Extract, from the listing that follows, each line containing the word "with".

Start of ENTRIES PROVIDED

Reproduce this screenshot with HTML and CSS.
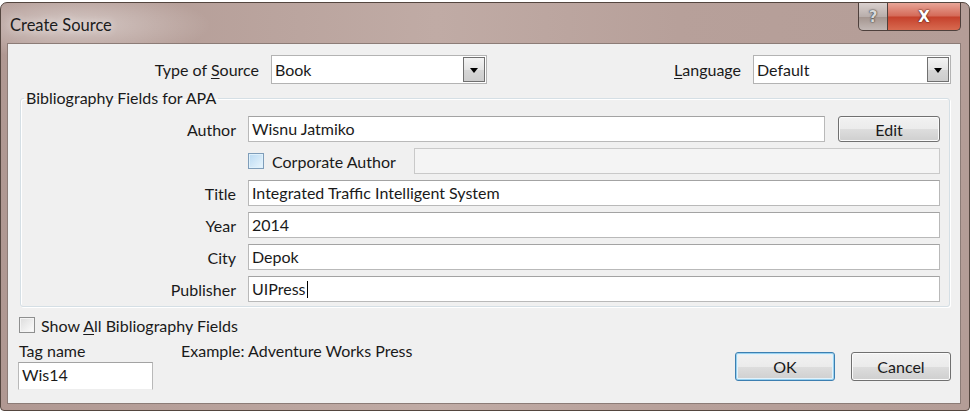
FILE: index.html
```html
<!DOCTYPE html>
<html lang="en">
<head>
  <meta charset="UTF-8" />
  <title>Create Source</title>
  <link rel="stylesheet" href="styles.css">
</head>
<body>

<div class="window">
  <div class="titlebar">
    <span class="title">Create Source</span>
    <div class="caption-buttons">
      <span class="cap-btn help">?</span>
      <span class="cap-btn close">X</span>
    </div>
  </div>

  <div class="client">
    <!-- Jenis sumber dan bahasa -->
    <div class="source-row">
      <span class="lbl lbl-type">Type of <u>S</u>ource</span>
      <div class="combo combo-type"><span class="combo-text">Book</span><span class="combo-arrow"></span></div>
      <span class="lbl lbl-lang"><u>L</u>anguage</span>
      <div class="combo combo-lang"><span class="combo-text">Default</span><span class="combo-arrow"></span></div>
    </div>

    <fieldset class="group">
      <legend>Bibliography Fields for APA</legend>
      <div class="field-grid">
        <span class="lbl">Author</span>
        <div class="author-row">
          <div class="textbox grow">Wisnu Jatmiko</div>
          <span class="btn btn-edit">Edit</span>
        </div>

        <span></span>
        <div class="corp-row">
          <span class="check check-hover"></span>
          <span class="corp-label">Corporate Author</span>
          <div class="textbox disabled grow"></div>
        </div>

        <span class="lbl">Title</span>
        <div class="textbox">Integrated Traffic Intelligent System</div>

        <span class="lbl">Year</span>
        <div class="textbox">2014</div>

        <span class="lbl">City</span>
        <div class="textbox">Depok</div>

        <span class="lbl">Publisher</span>
        <div class="textbox">UIPress<span class="caret"></span></div>
      </div>
    </fieldset>

    <div class="show-all">
      <span class="check"></span>
      <span>Show <u>A</u>ll Bibliography Fields</span>
    </div>

    <div class="bottom-row">
      <div class="tag-col">
        <span class="tag-label">Tag name</span>
        <div class="textbox tag-box">Wis14</div>
      </div>
      <span class="example">Example: Adventure Works Press</span>
      <div class="buttons">
        <span class="btn btn-ok">OK</span>
        <span class="btn btn-cancel">Cancel</span>
      </div>
    </div>
  </div>
</div>

</body>
</html>
```

FILE: styles.css
```css
* { box-sizing: border-box; }
body {
  margin: 0;
  background-color: #fff;
  font-family: Lato, 'Noto Sans', sans-serif;
  font-size: 16px;
  color: #1a1a1a;
}
u { text-decoration-thickness: 1px; text-underline-offset: 2px; }

/* Bingkai jendela */
.window {
  width: 970px;
  height: 409px;
  margin-top: 2px;
  display: flex;
  flex-direction: column;
  padding: 0 8px 6px 6px;
  border: 1px solid #54463f;
  border-radius: 7px 7px 4px 4px;
  background:
    radial-gradient(ellipse 140px 34px at 70px 22px, rgba(255,255,255,0.45), rgba(255,255,255,0)),
    linear-gradient(to right, #b09892, #c0aba5 45%, #b7a09a 70%, #b49d97);
}
.titlebar {
  height: 40px;
  display: flex;
  align-items: flex-start;
  justify-content: space-between;
}
.title {
  margin: 12px 0 0 3px;
  font-size: 16.5px;
  color: #1c1c1c;
  text-shadow: 0 0 8px rgba(255,255,255,0.8);
}
.caption-buttons { display: flex; }
.cap-btn {
  height: 28px;
  display: flex;
  align-items: center;
  justify-content: center;
  font-family: 'DejaVu Sans', sans-serif;
  font-weight: bold;
  font-size: 15px;
  color: #fff;
  border: 1px solid #4e403c;
  border-top: none;
}
.help {
  width: 30px;
  border-radius: 0 0 0 5px;
  background: linear-gradient(to bottom, #d9d0ce, #b9aeab 50%, #a4958f 52%, #c2b8b5);
  color: #d8d8d8;
  text-shadow: 0 0 2px #3a3a3a, 0 0 1px #333;
}
.close {
  width: 73px;
  border-left: none;
  border-radius: 0 0 5px 0;
  background: linear-gradient(to bottom, #e8a597, #d46a58 48%, #c5412c 52%, #d86a50);
  text-shadow: 0 0 2px #4a1a12, 0 0 1px #3a120c;
}

/* Area isi */
.client {
  flex: 1;
  background-color: #f0f0f0;
  border: 1px solid #8c7c77;
  padding-top: 11px;
}
.lbl { text-align: right; white-space: nowrap; }
.source-row {
  display: flex;
  align-items: center;
  height: 29px;
}
.lbl-type { width: 251px; margin-right: 12px; }
.lbl-lang { width: 254px; margin-right: 12px; }
.combo {
  height: 29px;
  display: flex;
  align-items: stretch;
  background-color: #fff;
  border: 1px solid #b3b3b3;
  padding: 1px;
}
.combo-type { width: 216px; }
.combo-lang { width: 198px; }
.combo-text { flex: 1; padding-left: 2px; line-height: 25px; }
.combo-arrow {
  width: 22px;
  border: 1px solid #707070;
  background: linear-gradient(to bottom, #f4f4f4, #e4e4e4 50%, #d6d6d6 52%, #cdcdcd);
  position: relative;
}
.combo-arrow::after {
  content: '';
  position: absolute;
  left: 6px;
  top: 10px;
  border-left: 4.5px solid transparent;
  border-right: 4.5px solid transparent;
  border-top: 5px solid #000;
}

/* Kotak grup */
.group {
  margin: 5px 10px 0 12px;
  padding: 9px 9px 4px 0;
  border: 1px solid #d5dfe5;
  border-radius: 3px;
  box-shadow: inset 1px 1px 0 #fff, 1px 1px 0 #fff;
}
.group legend {
  padding: 0 2px;
  margin-left: 3px;
  line-height: 18px;
}
.field-grid {
  display: grid;
  grid-template-columns: 215px 1fr;
  grid-auto-rows: 26px;
  column-gap: 12px;
  row-gap: 6px;
  align-items: center;
}
.textbox {
  height: 26px;
  line-height: 24px;
  padding-left: 3px;
  background-color: #fff;
  border: 1px solid #b9b9b9;
  border-top-color: #a3a3a3;
  white-space: nowrap;
}
.textbox.disabled {
  background-color: #f4f4f4;
  border-color: #c9c9c9;
}
.grow { flex: 1; }
.caret {
  display: inline-block;
  width: 1px;
  height: 17px;
  margin-left: 1px;
  vertical-align: -3px;
  background-color: #000;
}
.author-row { display: flex; gap: 13px; }
.corp-row { display: flex; align-items: center; }
.corp-label { width: 142px; }
.check {
  width: 16px;
  height: 16px;
  margin-right: 8px;
  border: 1px solid #8e8f8f;
  background: linear-gradient(to bottom right, #dcdcdc, #fdfdfd);
  box-shadow: inset 0 0 0 1px #f4f4f4;
}
.check-hover {
  border-color: #7f9db9;
  background: linear-gradient(to bottom right, #b9d9f2, #eaf6fd);
  box-shadow: inset 0 0 0 1px #dff1fc;
}

/* Tombol */
.btn {
  display: flex;
  align-items: center;
  justify-content: center;
  border: 1px solid #707070;
  border-radius: 3px;
  background: linear-gradient(to bottom, #f2f2f2, #ebebeb 50%, #dddddd 52%, #cfcfcf);
  box-shadow: inset 0 0 0 1px #fbfbfb;
}
.btn-edit { width: 102px; height: 26px; }

.show-all {
  display: flex;
  align-items: center;
  height: 16px;
  margin: 10px 0 0 11px;
}
.show-all .check { margin-right: 6px; }

.bottom-row {
  display: flex;
  align-items: flex-start;
  margin-top: 9px;
}
.tag-col {
  width: 135px;
  margin-left: 10px;
  display: flex;
  flex-direction: column;
}
.tag-label { line-height: 18px; margin-left: 1px; }
.tag-box { margin-top: 2px; height: 28px; border-bottom-color: #eee; }
.example { margin-left: 28px; line-height: 18px; }
.buttons {
  margin-left: auto;
  margin-right: 9px;
  margin-top: 10px;
  display: flex;
  gap: 16px;
}
.btn-ok, .btn-cancel { width: 100px; height: 29px; }
.btn-ok {
  border-color: #3c7fb1;
  box-shadow: inset 0 0 0 1px #98d1ef, inset 0 0 0 2px #e3f2fb;
}
```
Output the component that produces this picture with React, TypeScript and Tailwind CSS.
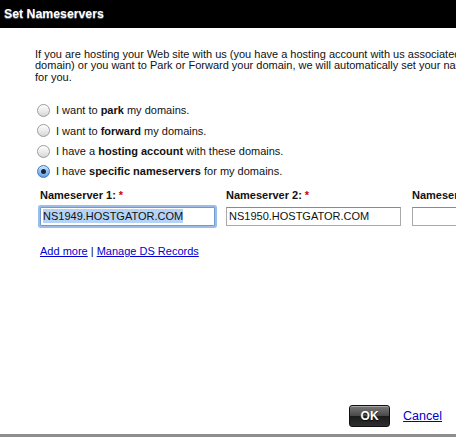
import { ReactNode } from "react";

const font = "font-['Liberation_Sans',Arial,sans-serif]";

interface RadioRowProps {
    checked?: boolean;
    children: ReactNode;
}

const RadioRow = ({ checked, children }: RadioRowProps) => (
    <div className="flex h-[20.4px] items-center">
        {checked ? (
            <span className="ml-[2px] flex h-[13px] w-[13px] items-center justify-center rounded-full border border-[#4a7ab8] bg-[radial-gradient(circle_at_50%_35%,#d8ecff_0%,#7fb6ef_55%,#3d84d6_100%)] shadow-[inset_0_1px_1px_rgba(255,255,255,0.7)]">
                <span className="h-[5px] w-[5px] rounded-full bg-[#16243a]" />
            </span>
        ) : (
            <span className="ml-[2px] h-[13px] w-[13px] rounded-full border border-[#9b9b9b] bg-[linear-gradient(180deg,#fdfdfd_0%,#ececec_50%,#d6d6d6_100%)] shadow-[inset_0_1px_1px_rgba(255,255,255,0.9)]" />
        )}
        <span className="ml-[6px] whitespace-nowrap text-[11px] text-[#111]">{children}</span>
    </div>
);

interface NsFieldProps {
    label: string;
    value?: string;
    focused?: boolean;
    required?: boolean;
}

const NsField = ({ label, value, focused, required }: NsFieldProps) => (
    <div className="flex w-[175px] shrink-0 flex-col">
        <div className="h-[12px] whitespace-nowrap text-[11px] font-bold leading-[12px] text-[#111]">
            {label}
            {required && <span className="ml-[3px] text-[#d40000]">*</span>}
        </div>
        <div
            className={
                focused
                    ? "mt-[6px] flex h-[19px] items-center rounded-[1px] border border-[#6f9bd4] bg-white px-[2px] shadow-[0_0_0_2px_rgba(124,166,224,0.75)]"
                    : "mt-[6px] flex h-[19px] items-center border border-[#a9a9a9] border-t-[#8a8a8a] bg-white px-[2px]"
            }
        >
            {value && (
                <span className={focused ? "bg-[#b5d3f7] text-[11px] leading-[14px] text-[#111]" : "text-[11px] leading-[14px] text-[#111]"}>
                    {value}
                </span>
            )}
        </div>
    </div>
);

const App = () => {
    return (
        <div className={`relative flex h-[437px] w-[456px] flex-col overflow-hidden bg-white ${font}`}>
            <div className="flex h-[28px] shrink-0 items-center bg-black px-[4px]">
                <span className="text-[12.3px] font-bold text-white [text-shadow:0_1px_1px_rgba(160,180,210,0.6)]">
                    Set Nameservers
                </span>
            </div>

            <div className="flex flex-1 flex-col pl-[35px] pt-[21px]">
                <p className="whitespace-nowrap text-[11px] leading-[11.4px] text-[#111]">
                    If you are hosting your Web site with us (you have a hosting account with us associated with this
                    <br />
                    domain) or you want to Park or Forward your domain, we will automatically set your nameservers
                    <br />
                    for you.
                </p>

                <div className="mt-[17px] flex flex-col">
                    <RadioRow>
                        I want to <b>park</b> my domains.
                    </RadioRow>
                    <RadioRow>
                        I want to <b>forward</b> my domains.
                    </RadioRow>
                    <RadioRow>
                        I have a <b>hosting account</b> with these domains.
                    </RadioRow>
                    <RadioRow checked>
                        I have <b>specific nameservers</b> for my domains.
                    </RadioRow>
                </div>

                <div className="ml-[5px] mt-[7px] flex gap-[11px]">
                    <NsField label="Nameserver 1:" value="NS1949.HOSTGATOR.COM" focused required />
                    <NsField label="Nameserver 2:" value="NS1950.HOSTGATOR.COM" required />
                    <NsField label="Nameserver 3:" />
                </div>

                <div className="ml-[5px] mt-[19px] text-[11px] leading-[12px] text-[#111]">
                    <a href="#" className="text-[#0000d0] underline">Add more</a>
                    {" | "}
                    <a href="#" className="text-[#0000d0] underline">Manage DS Records</a>
                </div>
            </div>

            <div className="flex shrink-0 items-center justify-end gap-[13px] pb-[7px] pr-[14px]">
                <button className="flex h-[22px] w-[41px] items-center justify-center rounded-[3px] border border-[#111] bg-[linear-gradient(180deg,#7a7a7a_0%,#4a4a4a_48%,#1c1c1c_52%,#2e2e2e_100%)] text-[12px] font-bold text-white shadow-[inset_0_1px_0_rgba(255,255,255,0.35)] [text-shadow:0_1px_1px_rgba(0,0,0,0.8)]">
                    OK
                </button>
                <a href="#" className="text-[12.5px] text-[#0000d0] underline">Cancel</a>
            </div>
            <div className="h-[3px] shrink-0 bg-[#8e8e8e]" />
        </div>
    );
};

export default App;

End of ENTRIES PROVIDED

= RESPONSE TO THIS TASK =
Reproduce this screenshot with HTML and CSS.
Output the component that produces this picture with React, TypeScript and Tailwind CSS.
                    If you are hosting your Web site with us (you have a hosting account with us associated with this
                        I have a <b>hosting account</b> with these domains.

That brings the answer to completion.